The popularity of this recipe, particularly in the United States has been facilitated by the Chef and TV personality Julia Child. In her book of memories “My Life in France”, Julia describes her first Sole Meuniere at the Restaurant La Couronne, in Rouen:
“Perfectly browned in a sputtering butter sauce with a sprinkling of chopped parsley on top. I lifted a forkful of fish to my mouth, took a bite, and chewed slowly. The flesh of the sole was delicate, with a light but distinct taste of the ocean that blended marvelously with the browned butter. It was a morsel of perfection.”
TIPS AND SUGGESTIONS
CHOOSING THE FISH – Following the tradition, you need a true Dover Sole imported from Europe: the meat of this variety is firmer with a more intense taste. Alternatively, use flounder fillets.
SOLE: WHOLE OR FILLETS? – This is a personal choice. Likely, in origin, the sole had been fried whole then fillet before serving. Nowadays, the majority of chefs prefer to fillet the fish before frying. Personally, I prefer to cook the fillets: in this way the crust is more persistent and present in both sides.
THE BUTTER – The authentic Sole Meuniere requires “Noisette” butter. It’s butter lightly browned before frying the sole.
THE PAN – To obtain a perfect Sole Meuniere crust, you want to fry the fillets well separated, not overlapped.
CRUST – The Sole Meuniere requires a thin and light crust to protect the juicy meat of this fish. Once floured, you want to fry the fillets within 5 minutes.

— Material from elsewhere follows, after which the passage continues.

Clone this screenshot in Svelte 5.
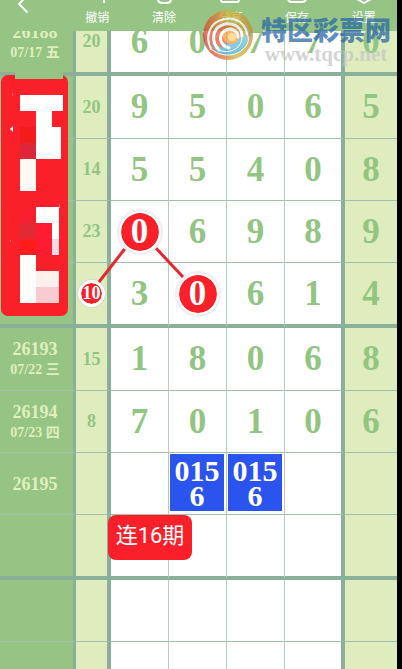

LEMON – Traditionally the lemon juice is added into the butter at the very end, then the fillets are garnished with the flavored butter. I prefer to add the lemon slices into the butter before frying the fish. In this way, the sole will be well flavored, even if you prefer to avoid to garnish with the butter and serve a lighter dish.
SIDE PAIRINGS –The Sole Meuniere is traditionally paired with boiled potatoes salad, roasted potatoes, sauteed green beans, sauteed mushrooms, or green salad.
SOLE MEUNIERE RECIPE
- 2 Dover sole fillets (alternatively, grey sole or flounder)
- 1 cup (130 g) all-purpose flour
- 1 tbsp fresh parsley
- 1/2 organic lemon
- 8 tbsp (110 g) butter
- 1 dash black pepper
- to taste table salt
- LEMON AND BUTTER
First, rinse the lemon thoroughly, then reduce half of the lemon into slices. After that, choose a pan big enough to fry the sole fillets without overlapping them. At this point, place the pan over medium heat. Once the pan becomes warm, pour the butter and melt it until become fluffy and lightly brown. At this point add the lemon slices and sauté 5 minutes, squeezing gently with a fork. Finally, place the pan far from the heat.
- FISH AND FLOUR
Now, pour the flour on a tray, then flour the fillet on both sides patting them to discard the excess of powder. You want a thin and uniform coat of flour on the entire surface of the fish.
- FRYING THE SOLE
At this point, place the pan with the butter on medium heat. Once hot, pan-fry the sole fillets, a couple of minutes per side.
- GARNISH AND SERVING
Once ready, place the fish on the plates. Then add minced parsley and a few tbsp of cooking butter. Finally, salt and pepper to taste and serve immediately.